China warns of ‘counter-measures’ to New York Stock Exchange ban

China warns of ‘counter-measures’ to New York Stock Exchange ban

China says it will take necessary “counter-measures” in response to the New York Stock Exchange’s move to delist three major Chinese telecoms, in the latest flare-up of tensions between Beijing and Washington.

Key points:

  • The suspensions stem from Donald Trump’s executive order targeting so-called “Communist China military companies”
  • China has said it will take “necessary counter-measures” to protect its companies
  • The Trump administration has recently stepped up economic sanctions and travel bans against Chinese companies

The stock exchange announced on Thursday that it would delist China Telecom Corp, China Mobile and China Unicom Hong Kong, with trading of the companies to be suspended some time between January 7 and January 11.
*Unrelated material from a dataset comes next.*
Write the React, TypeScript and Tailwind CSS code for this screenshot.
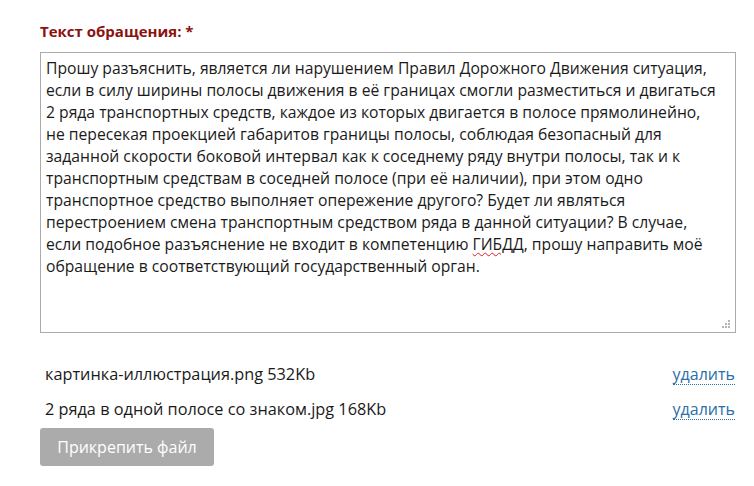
import React from "react";

const lines = [
  "Прошу разъяснить, является ли нарушением Правил Дорожного Движения ситуация,",
  "если в силу ширины полосы движения в её границах смогли разместиться и двигаться",
  "2 ряда транспортных средств, каждое из которых двигается в полосе прямолинейно,",
  "не пересекая проекцией габаритов границы полосы, соблюдая безопасный для",
  "заданной скорости боковой интервал как к соседнему ряду внутри полосы, так и к",
  "транспортным средствам в соседней полосе (при её наличии), при этом одно",
  "транспортное средство выполняет опережение другого? Будет ли являться",
  "перестроением смена транспортным средством ряда в данной ситуации? В случае,",
];

const files = [
  { name: "картинка-иллюстрация.png", size: "532Kb" },
  { name: "2 ряда в одной полосе со знаком.jpg", size: "168Kb" },
];

function ResizeGrip() {
  return (
    <svg className="absolute right-[4px] bottom-[3px]" width="10" height="10" viewBox="0 0 10 10" aria-hidden="true">
      <rect x="7" y="1" width="2" height="2" fill="#b5b5b5" />
      <rect x="4" y="4" width="2" height="2" fill="#b5b5b5" />
      <rect x="7" y="4" width="2" height="2" fill="#b5b5b5" />
      <rect x="1" y="7" width="2" height="2" fill="#b5b5b5" />
      <rect x="4" y="7" width="2" height="2" fill="#b5b5b5" />
      <rect x="7" y="7" width="2" height="2" fill="#b5b5b5" />
    </svg>
  );
}

export default function App() {
  return (
    <div className="min-h-screen bg-white pl-10 pr-[18px] pt-[20px] text-[#1a1a1a] font-['Open_Sans',sans-serif]">
      <div className="text-[15px] leading-[22px] font-bold text-[#8b1111] mb-[10px]">
        Текст обращения: *
      </div>

      <div className="relative h-[281px] border border-[#ababab] pl-[5px] pr-2 pt-[4px] text-[15.7px] leading-[22px]">
        {lines.map((line) => (
          <div key={line} className="whitespace-nowrap">
            {line}
          </div>
        ))}
        <div className="whitespace-nowrap">
          если подобное разъяснение не входит в компетенцию{" "}
          <span className="underline decoration-wavy decoration-[#e02020] decoration-1 underline-offset-2">
            ГИБДД
          </span>
          , прошу направить моё
        </div>
        <div className="whitespace-nowrap">обращение в соответствующий государственный орган.</div>
        <ResizeGrip />
      </div>

      <div className="mt-[24px] flex flex-col">
        {files.map((f) => (
          <div key={f.name} className="flex items-center justify-between h-[35px] pl-[5px] text-[16.3px]">
            <span>
              {f.name} {f.size}
            </span>
            <a
              href="#"
              className="text-[#2b6ea8] text-[16px] border-b border-dotted border-[#2b6ea8] leading-[20px] mr-[1px]"
            >
              удалить
            </a>
          </div>
        ))}
      </div>

      <button
        type="button"
        className="mt-[1px] h-[38px] w-[174px] rounded-[3px] bg-[#ababab] text-white text-[16px]"
      >
        Прикрепить файл
      </button>
    </div>
  );
}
The move stems from an executive order President Donald Trump issued on November 12, barring investment in publicly traded companies that the US Government says are owned or controlled by the Chinese military.

“China opposes the Americans from abusing national security by listing Chinese companies into the so-called ‘Communist China Military Companies’ list and will take the necessary counter-measures to resolutely safeguard the legitimate rights and interests of Chinese companies,” a spokesperson for the Chinese Commerce Ministry said in a statement.

The actions will also “greatly weaken all parties’ confidence in the US capital market”, the statement said.

The ministry did not offer details on what the measures might be.

Under Mr Trump, the US has stepped up economic sanctions and travel bans against Chinese companies, government officials and Communist Party members, especially in Mr Trump’s last few weeks in office.

In December, the US announced plans to limit visas for members of the Chinese Communist Party and their family members to one month, instead of 10 years.

Chinese tech giant Huawei has been shut out of the US market and the US has lobbied other countries to follow suit, albeit with mixed results.